## Dataset excerpt
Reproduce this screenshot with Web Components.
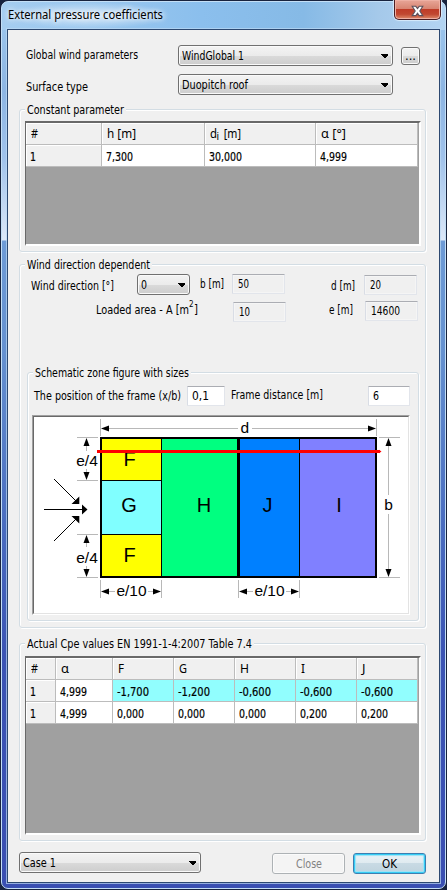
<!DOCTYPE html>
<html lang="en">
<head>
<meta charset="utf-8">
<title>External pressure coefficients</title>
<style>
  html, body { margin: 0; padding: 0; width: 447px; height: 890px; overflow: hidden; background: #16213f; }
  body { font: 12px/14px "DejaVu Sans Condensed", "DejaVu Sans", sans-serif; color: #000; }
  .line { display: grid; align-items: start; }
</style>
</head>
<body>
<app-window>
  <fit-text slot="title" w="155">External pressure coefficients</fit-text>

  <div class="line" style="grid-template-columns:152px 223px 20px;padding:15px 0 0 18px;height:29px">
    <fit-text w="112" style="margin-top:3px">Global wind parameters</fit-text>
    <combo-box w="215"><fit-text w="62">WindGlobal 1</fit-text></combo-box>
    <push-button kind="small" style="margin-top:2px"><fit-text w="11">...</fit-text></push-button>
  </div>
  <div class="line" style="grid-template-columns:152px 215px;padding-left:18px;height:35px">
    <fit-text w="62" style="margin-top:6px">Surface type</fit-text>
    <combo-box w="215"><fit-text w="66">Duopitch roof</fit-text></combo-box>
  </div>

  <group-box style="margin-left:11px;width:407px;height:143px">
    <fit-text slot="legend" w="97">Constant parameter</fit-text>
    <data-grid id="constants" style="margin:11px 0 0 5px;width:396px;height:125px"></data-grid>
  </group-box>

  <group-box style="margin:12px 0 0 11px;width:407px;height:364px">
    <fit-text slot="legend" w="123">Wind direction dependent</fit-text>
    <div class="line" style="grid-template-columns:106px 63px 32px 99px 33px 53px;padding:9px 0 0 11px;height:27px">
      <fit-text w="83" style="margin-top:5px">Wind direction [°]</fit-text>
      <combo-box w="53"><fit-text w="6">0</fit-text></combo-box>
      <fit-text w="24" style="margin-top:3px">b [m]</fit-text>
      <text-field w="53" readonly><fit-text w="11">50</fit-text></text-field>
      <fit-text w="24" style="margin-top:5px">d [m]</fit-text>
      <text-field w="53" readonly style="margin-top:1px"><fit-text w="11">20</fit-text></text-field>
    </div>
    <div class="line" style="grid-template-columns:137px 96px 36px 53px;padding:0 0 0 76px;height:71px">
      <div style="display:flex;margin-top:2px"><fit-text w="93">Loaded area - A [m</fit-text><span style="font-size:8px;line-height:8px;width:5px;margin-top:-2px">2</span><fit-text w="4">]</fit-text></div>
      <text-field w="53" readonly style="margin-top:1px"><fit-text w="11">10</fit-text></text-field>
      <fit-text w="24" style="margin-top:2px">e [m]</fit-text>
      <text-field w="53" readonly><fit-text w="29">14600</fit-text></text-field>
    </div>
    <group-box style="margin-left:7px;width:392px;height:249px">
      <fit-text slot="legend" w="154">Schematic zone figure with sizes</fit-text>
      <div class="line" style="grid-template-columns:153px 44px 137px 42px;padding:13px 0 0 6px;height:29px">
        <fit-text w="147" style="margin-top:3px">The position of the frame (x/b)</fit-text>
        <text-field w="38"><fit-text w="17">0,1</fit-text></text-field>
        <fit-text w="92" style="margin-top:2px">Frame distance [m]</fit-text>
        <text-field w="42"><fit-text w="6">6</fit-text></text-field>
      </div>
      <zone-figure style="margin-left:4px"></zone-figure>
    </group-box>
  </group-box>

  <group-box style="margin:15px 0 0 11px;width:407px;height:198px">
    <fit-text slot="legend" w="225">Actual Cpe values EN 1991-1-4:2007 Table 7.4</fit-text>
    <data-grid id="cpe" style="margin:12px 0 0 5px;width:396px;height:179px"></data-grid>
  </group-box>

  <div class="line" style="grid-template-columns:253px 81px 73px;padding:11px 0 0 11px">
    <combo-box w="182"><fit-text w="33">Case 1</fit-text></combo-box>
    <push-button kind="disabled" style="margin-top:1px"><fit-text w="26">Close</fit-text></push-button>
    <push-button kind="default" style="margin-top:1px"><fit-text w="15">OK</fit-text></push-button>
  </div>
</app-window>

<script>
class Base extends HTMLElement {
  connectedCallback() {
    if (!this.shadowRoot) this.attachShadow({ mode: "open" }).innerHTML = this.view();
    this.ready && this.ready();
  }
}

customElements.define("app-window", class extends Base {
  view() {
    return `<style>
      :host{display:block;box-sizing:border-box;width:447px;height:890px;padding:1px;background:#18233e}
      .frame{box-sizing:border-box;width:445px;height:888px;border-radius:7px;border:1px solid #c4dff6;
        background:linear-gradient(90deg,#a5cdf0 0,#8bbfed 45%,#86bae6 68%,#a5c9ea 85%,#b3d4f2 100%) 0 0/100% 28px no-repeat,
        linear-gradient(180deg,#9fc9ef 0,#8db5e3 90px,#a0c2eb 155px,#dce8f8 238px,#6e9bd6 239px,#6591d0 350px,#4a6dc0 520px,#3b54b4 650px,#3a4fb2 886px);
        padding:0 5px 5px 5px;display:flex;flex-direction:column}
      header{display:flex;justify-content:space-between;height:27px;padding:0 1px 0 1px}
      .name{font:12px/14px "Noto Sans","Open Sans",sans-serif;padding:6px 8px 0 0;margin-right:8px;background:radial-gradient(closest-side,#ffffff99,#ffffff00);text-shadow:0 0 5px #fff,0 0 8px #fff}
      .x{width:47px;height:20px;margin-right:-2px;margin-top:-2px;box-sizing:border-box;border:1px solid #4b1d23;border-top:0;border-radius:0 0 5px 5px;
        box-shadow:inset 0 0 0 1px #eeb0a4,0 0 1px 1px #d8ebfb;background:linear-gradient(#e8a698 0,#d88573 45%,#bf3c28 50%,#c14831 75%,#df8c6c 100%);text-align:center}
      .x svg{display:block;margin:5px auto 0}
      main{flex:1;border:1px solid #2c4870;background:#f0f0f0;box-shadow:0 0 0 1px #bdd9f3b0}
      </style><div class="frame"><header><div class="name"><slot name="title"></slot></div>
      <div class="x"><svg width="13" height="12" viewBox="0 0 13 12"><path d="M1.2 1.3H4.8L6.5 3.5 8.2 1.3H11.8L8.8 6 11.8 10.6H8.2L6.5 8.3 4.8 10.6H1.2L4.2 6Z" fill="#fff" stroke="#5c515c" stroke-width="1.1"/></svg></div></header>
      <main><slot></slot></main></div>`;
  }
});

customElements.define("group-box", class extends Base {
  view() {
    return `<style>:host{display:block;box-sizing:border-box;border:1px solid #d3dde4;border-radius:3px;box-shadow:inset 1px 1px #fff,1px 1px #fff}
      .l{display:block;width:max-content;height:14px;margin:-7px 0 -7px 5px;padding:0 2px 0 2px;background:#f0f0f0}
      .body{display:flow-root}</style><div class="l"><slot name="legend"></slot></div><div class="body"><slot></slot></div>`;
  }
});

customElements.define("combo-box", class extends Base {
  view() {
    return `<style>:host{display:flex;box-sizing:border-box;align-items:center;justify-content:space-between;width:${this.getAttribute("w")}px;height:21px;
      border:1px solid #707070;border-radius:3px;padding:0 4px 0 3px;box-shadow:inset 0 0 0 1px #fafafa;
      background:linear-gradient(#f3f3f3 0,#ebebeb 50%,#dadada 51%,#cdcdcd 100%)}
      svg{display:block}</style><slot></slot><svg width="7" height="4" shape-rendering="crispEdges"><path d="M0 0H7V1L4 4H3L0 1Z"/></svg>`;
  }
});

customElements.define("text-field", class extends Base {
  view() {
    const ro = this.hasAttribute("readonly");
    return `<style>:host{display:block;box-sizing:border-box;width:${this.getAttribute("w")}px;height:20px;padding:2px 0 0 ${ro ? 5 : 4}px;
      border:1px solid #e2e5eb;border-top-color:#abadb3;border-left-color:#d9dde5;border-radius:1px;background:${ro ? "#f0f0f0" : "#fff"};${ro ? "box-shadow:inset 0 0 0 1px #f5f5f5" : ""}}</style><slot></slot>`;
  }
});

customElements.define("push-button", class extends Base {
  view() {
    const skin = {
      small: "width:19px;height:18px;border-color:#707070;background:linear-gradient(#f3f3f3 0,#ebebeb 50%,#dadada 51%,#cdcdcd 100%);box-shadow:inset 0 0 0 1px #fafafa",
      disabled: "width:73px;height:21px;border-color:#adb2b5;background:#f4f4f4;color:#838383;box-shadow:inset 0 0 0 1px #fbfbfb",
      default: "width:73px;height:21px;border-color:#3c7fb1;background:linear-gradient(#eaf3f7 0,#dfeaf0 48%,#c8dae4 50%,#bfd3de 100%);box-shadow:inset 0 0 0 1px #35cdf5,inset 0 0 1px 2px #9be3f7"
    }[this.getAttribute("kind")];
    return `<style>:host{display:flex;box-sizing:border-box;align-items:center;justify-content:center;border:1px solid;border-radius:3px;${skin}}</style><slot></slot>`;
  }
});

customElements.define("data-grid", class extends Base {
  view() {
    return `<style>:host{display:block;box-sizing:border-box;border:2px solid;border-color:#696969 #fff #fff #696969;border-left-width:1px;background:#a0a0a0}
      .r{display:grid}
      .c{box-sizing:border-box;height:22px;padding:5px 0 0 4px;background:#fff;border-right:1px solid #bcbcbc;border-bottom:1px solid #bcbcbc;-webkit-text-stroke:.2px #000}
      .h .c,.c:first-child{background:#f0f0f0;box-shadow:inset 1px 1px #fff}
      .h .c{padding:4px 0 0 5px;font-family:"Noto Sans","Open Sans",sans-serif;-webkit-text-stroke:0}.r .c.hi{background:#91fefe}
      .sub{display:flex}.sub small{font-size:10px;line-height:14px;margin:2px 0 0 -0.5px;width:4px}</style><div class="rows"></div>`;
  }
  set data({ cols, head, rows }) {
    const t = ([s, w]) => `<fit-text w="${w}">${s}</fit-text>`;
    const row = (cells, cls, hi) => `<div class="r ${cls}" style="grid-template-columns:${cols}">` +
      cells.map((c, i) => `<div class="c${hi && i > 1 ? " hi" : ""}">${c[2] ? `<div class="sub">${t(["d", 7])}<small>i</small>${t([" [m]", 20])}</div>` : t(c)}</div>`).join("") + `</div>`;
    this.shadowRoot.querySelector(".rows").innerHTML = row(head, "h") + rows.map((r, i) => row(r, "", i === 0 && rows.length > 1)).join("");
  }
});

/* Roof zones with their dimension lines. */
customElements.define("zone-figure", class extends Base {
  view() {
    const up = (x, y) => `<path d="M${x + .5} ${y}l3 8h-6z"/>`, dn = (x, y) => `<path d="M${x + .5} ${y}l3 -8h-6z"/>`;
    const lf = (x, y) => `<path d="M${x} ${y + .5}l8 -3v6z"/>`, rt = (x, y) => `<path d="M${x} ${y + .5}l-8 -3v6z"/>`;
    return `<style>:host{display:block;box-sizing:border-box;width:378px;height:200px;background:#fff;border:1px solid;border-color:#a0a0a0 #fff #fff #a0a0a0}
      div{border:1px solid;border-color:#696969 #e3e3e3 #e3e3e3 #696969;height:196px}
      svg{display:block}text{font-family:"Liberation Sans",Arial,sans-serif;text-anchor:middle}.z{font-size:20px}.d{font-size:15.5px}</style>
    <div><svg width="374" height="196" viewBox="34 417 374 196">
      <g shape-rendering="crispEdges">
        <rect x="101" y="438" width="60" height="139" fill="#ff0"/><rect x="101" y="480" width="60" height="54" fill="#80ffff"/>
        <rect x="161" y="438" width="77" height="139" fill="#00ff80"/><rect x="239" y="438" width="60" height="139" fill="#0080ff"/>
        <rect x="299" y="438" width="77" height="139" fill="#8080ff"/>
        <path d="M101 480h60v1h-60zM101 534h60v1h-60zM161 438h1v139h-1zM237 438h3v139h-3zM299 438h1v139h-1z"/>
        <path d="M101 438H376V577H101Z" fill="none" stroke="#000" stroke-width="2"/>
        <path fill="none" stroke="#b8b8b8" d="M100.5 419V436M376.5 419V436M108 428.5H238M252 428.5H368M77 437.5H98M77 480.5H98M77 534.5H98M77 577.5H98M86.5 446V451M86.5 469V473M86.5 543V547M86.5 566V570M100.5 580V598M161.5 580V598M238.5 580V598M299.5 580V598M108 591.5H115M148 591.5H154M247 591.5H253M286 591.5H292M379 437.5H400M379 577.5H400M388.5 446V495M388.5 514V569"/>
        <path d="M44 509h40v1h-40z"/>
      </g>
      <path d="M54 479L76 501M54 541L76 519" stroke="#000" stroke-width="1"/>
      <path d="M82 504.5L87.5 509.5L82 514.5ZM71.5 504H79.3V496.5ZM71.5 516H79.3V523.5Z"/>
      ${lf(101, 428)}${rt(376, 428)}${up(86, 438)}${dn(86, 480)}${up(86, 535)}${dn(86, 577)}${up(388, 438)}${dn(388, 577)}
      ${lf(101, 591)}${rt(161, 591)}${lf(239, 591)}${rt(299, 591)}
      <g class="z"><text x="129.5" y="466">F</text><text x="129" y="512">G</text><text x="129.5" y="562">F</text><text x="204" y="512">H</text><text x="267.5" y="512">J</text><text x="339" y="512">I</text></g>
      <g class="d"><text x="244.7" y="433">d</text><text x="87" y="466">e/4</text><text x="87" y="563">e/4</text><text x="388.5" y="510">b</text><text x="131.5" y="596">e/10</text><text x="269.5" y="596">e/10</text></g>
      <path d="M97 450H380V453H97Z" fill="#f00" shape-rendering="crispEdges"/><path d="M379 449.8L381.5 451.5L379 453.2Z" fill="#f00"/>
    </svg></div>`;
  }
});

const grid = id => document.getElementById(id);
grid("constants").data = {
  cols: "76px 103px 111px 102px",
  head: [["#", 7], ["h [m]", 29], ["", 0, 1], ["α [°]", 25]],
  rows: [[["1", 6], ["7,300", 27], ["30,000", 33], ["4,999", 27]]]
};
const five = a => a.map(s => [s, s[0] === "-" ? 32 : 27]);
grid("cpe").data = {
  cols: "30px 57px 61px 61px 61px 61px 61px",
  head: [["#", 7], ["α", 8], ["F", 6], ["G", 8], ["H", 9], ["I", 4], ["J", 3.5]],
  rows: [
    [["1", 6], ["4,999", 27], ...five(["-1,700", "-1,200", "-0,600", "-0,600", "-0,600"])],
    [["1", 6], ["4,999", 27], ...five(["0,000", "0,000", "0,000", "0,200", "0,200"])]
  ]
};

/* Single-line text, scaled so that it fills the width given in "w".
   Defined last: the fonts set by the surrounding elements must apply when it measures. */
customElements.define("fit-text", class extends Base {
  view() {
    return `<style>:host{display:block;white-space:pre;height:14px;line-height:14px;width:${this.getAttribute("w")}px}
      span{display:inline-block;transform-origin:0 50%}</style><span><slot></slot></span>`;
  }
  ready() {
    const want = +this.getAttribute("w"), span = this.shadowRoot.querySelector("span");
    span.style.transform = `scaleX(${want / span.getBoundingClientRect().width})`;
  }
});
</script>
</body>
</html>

## What is required
Copy each line above that contains the word "with".

## Solution for this task
Reproduce this screenshot with Web Components.
      <fit-text slot="legend" w="154">Schematic zone figure with sizes</fit-text>
/* Roof zones with their dimension lines. */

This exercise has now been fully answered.